Former DA files for ‘lite’ governor job
But now Earle, of Austin, has filed for lieutenant governor, and that’s something else again.
In his first statewide race, the former Travis County district attorney will find out just how big Texas is. And, should lightning strike and he becomes lieutenant governor, he’ll find out if its considerable power will survive.
Other Democrats talking about lieutenant governor are outspoken Austin restaurateur Marc Katz and former labor leader Linda Chavez-Thompson of San Antonio.
The current lieutenant governor is Republican David Dewhurst. He tired of waiting for U.S. Sen. Kay Bailey Hutchison to decide whether to quit her Senate seat to focus on her GOP primary challenge to Gov. Rick Perry. That would have set up a special election for that job. So Dewhurst filed for a third four-year term.
Earle, 67, retired as Travis County DA in 2008, after 32 years as prosecutor -- including several ethics-oriented cases against state officials through the office’s Public Integrity Unit. He’d talked over the years about running for the U.S. senate, Texas attorney general, and the U.S. House of Representatives, but never did.
Many Texans may not know that the lieutenant governor’s chief function, other than being on deck should the governor leave office for whatever reason, is to preside over the Texas Senate.
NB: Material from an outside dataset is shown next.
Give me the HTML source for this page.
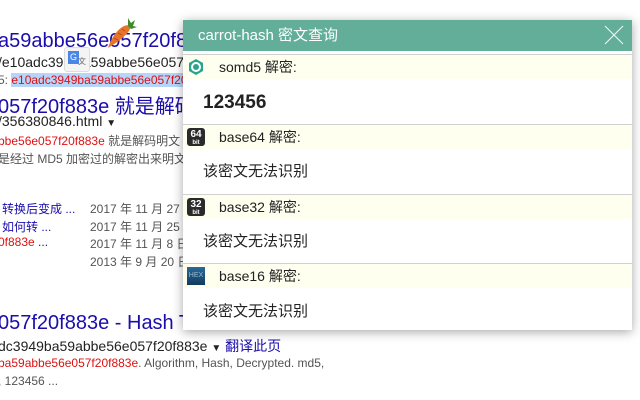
<!DOCTYPE html>
<html><head><meta charset="utf-8"><style>
body{margin:0;width:640px;height:400px;overflow:hidden;background:#fff;font-family:"Liberation Sans","Noto Sans CJK SC",sans-serif;position:relative}
.a{position:absolute;white-space:nowrap}
.t{color:#1a0dab;font-size:20px}
.g{color:#006621;font-size:14px}
.s{color:#545454;font-size:12px}
.r{color:#dd1111}
#pop{position:absolute;left:183px;top:20px;width:449px;height:310px;background:#fff;box-shadow:0 2px 10px rgba(0,0,0,.35)}
.hd{height:31px;background:#62ae98;color:#fff;font-size:15px;line-height:31px;padding-left:15px}
.row{position:absolute;left:0;width:449px;height:24px;background:#fffff0;border-top:1px solid #d0d0d0;font-size:14px;line-height:24px;color:#222}
.row>span{position:absolute;left:36px}
.res{position:absolute;left:20px;font-size:15px;color:#222}
.ic{position:absolute;left:4px;top:3px;width:18px;height:18px;border-radius:3px}
.bd{background:#2a2a2a;color:#fff;text-align:center;font-weight:bold}
.bd b{display:block;font-size:10px;line-height:11px;margin-top:1px}
.bd i{display:block;font-style:normal;font-size:6px;line-height:6px}
</style></head><body>
<div class="a t" style="left:-2px;top:30px">a59abbe56e057f20f883</div>
<div class="a g" style="left:-2px;top:54px;color:#222">/e10adc39&nbsp;&nbsp;&nbsp;&nbsp;&nbsp;a59abbe56e057</div>
<div class="a s" style="left:-2px;top:73px">5: <span class="r" style="background:#b5d5fb">e10adc3949ba59abbe56e057f20f</span></div>
<div class="a" style="left:64px;top:47px;width:24px;height:23px;background:#f4f4f4;border:1px solid #ddd;border-radius:3px"><div style="position:absolute;left:3px;top:3px;width:11px;height:13px;background:#4a86e8;color:#fff;font-size:9px;text-align:center;line-height:13px">G</div><div style="position:absolute;left:13px;top:8px;font-size:8px;color:#666">文</div></div>
<svg class="a" style="left:100px;top:14px" width="38" height="38" viewBox="0 0 38 38"><path d="M30 12 C24 8 12 20 8 34 C18 28 32 18 30 12Z" fill="#e8742a"/><path d="M14 24 l4 2 M18 19 l4 2 M22 15 l3 2" stroke="#b8501a" stroke-width="1"/><path d="M28 12 l0-8 l3 5 l4-3 l-2 6 l4 1 l-6 2z" fill="#3f8a2a"/></svg>
<div class="a t" style="left:-2px;top:90px">057f20f883e 就是解码明</div>
<div class="a g" style="left:-2px;top:113px;color:#222">/356380846.html <span style="font-size:10px">▼</span></div>
<div class="a s" style="left:-2px;top:132px"><span class="r">bbe56e057f20f883e</span> 就是解码明文</div>
<div class="a s" style="left:-2px;top:150px">是经过 MD5 加密过的解密出来明文</div>
<div class="a s" style="left:2px;top:200px;color:#1a0dab">转换后变成 ...</div>
<div class="a s" style="left:2px;top:218px;color:#1a0dab">如何转 ...</div>
<div class="a s" style="left:-2px;top:235px;color:#1a0dab"><span class="r">0f883e</span> ...</div>
<div class="a s" style="left:90px;top:200px">2017 年 11 月 27</div>
<div class="a s" style="left:90px;top:218px">2017 年 11 月 25</div>
<div class="a s" style="left:90px;top:235px">2017 年 11 月 8 日</div>
<div class="a s" style="left:90px;top:253px">2013 年 9 月 20 日</div>
<div class="a t" style="left:-2px;top:312px">057f20f883e - Hash Toolkit</div>
<div class="a g" style="left:-2px;top:336px;color:#222">dc3949ba59abbe56e057f20f883e <span style="font-size:10px">▼</span> <span style="color:#1a0dab">翻译此页</span></div>
<div class="a s" style="left:-2px;top:356px"><span class="r">ba59abbe56e057f20f883e</span>. Algorithm, Hash, Decrypted. md5,</div>
<div class="a s" style="left:-2px;top:374px">, 123456 ...</div>
<div id="pop">
<div class="hd">carrot-hash 密文查询</div>
<svg style="position:absolute;right:8px;top:5px" width="20" height="20"><path d="M1 1L19 19M19 1L1 19" stroke="#e8f5f0" stroke-width="1.2"/></svg>
<div class="row" style="top:34px"><svg class="ic" viewBox="0 0 18 18"><path d="M9 1L16 5V13L9 17L2 13V5Z" fill="#2aa58c"/><circle cx="9" cy="9" r="4" fill="none" stroke="#fff" stroke-width="2"/></svg><span>somd5 解密:</span></div>
<div class="res" style="top:72px;font-size:19px;font-weight:bold">123456</div>
<div class="row" style="top:104px"><div class="ic bd"><b>64</b><i>bit</i></div><span>base64 解密:</span></div>
<div class="res" style="top:140px">该密文无法识别</div>
<div class="row" style="top:174px"><div class="ic bd"><b>32</b><i>bit</i></div><span>base32 解密:</span></div>
<div class="res" style="top:210px">该密文无法识别</div>
<div class="row" style="top:243px"><div class="ic" style="background:linear-gradient(#2b6a9a,#123a5e);border-radius:0;color:#9bc;font-size:7px;line-height:18px;text-align:center">HEX</div><span>base16 解密:</span></div>
<div class="res" style="top:280px">该密文无法识别</div>
</div>
</body></html>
For the past half century, that legislative power has made the Texas lieutenant governor the most powerful in the 50 states. Most lieutenant governors are afterthoughts, barring a gubernatorial vacancy.
Not so in Texas. The lieutenant governor runs (and often serves) independently of the governor. Since Texas is one of a half-dozen states that does not organize its legislative branches on a partisan basis – yet – the lieutenant governor has wielded enormous power.
Most state legislatures are organized on a partisan basis like Congress, where the dominant party’s majority leader usually wields the power – though often with limitations.
The Texas lieutenant governor appoints Senate committees and their chairs; decides which bills go to which committees; decides whom to recognize on the Senate floor, thus controlling the agenda; and is the Senate’s leader and names the other four Senate members on the Legislative Budget Board, which writes the rough draft of the state budget.
Most of the lieutenant governor’s powers, however, aren’t in the state constitution, but the Senate rules passed at the start of each regular legislative session.
Although senators have made occasional efforts to strip powers from the lieutenant governor, they have gone nowhere, for several reasons:
• The lieutenant governor is elected statewide, and under the Texas Constitution will be the president of the Senate regardless of what the senators might prefer.
• While senators might like to limit the lieutenant governor’s power, most are reluctant to risk their legislative careers if they fail.
• While they may complain about the lieutenant governor’s exercise of power, the senators aren’t sure who among them they might prefer to supervise the Senate.
• Some senators think they might someday seek the job, and thus don’t want to limit its power.
If Dewhurst is re-elected and doesn’t get an opportunity to go to the U.S. Senate, he will most likely retain the existing powers of the lieutenant governor. Republicans hold a 19-12 advantage over the Democrats in the Senate. Most observers think that ratio is unlikely to change in the 2010 elections, and they’re unlikely to punish their fellow Republican.
If, however, a Democrat should win -- Newsweek magazine recently predicted that White would narrowly be elected governor in 2010, which if it happened, could aid the party’s lieutenant governor candidate -- the Republican senators very likely would strip several of the lieutenant governor’s powers.
Texas’ most powerful lieutenant governor ever, the late Democrat Bob Bullock (1991-1999), managed to hang onto his powers despite the Senate majority shifting Republican during his tenure.
But he was able to do so only because he dealt Republicans in on some of the powerful committee chairmanships, and because he developed a symbiotic, cordial working relationship with Republican Gov. George W. Bush. With Bush’s arm around him, the Senate’s Republicans weren’t eager to challenge Bullock.
That won’t be the case should a Democrat – whether Earle or someone else – become lieutenant governor. That victory, absent some fancy acrossthe aisle deal-making, would likely signal the end of the Texas lieutenant governor as the most powerful in the country.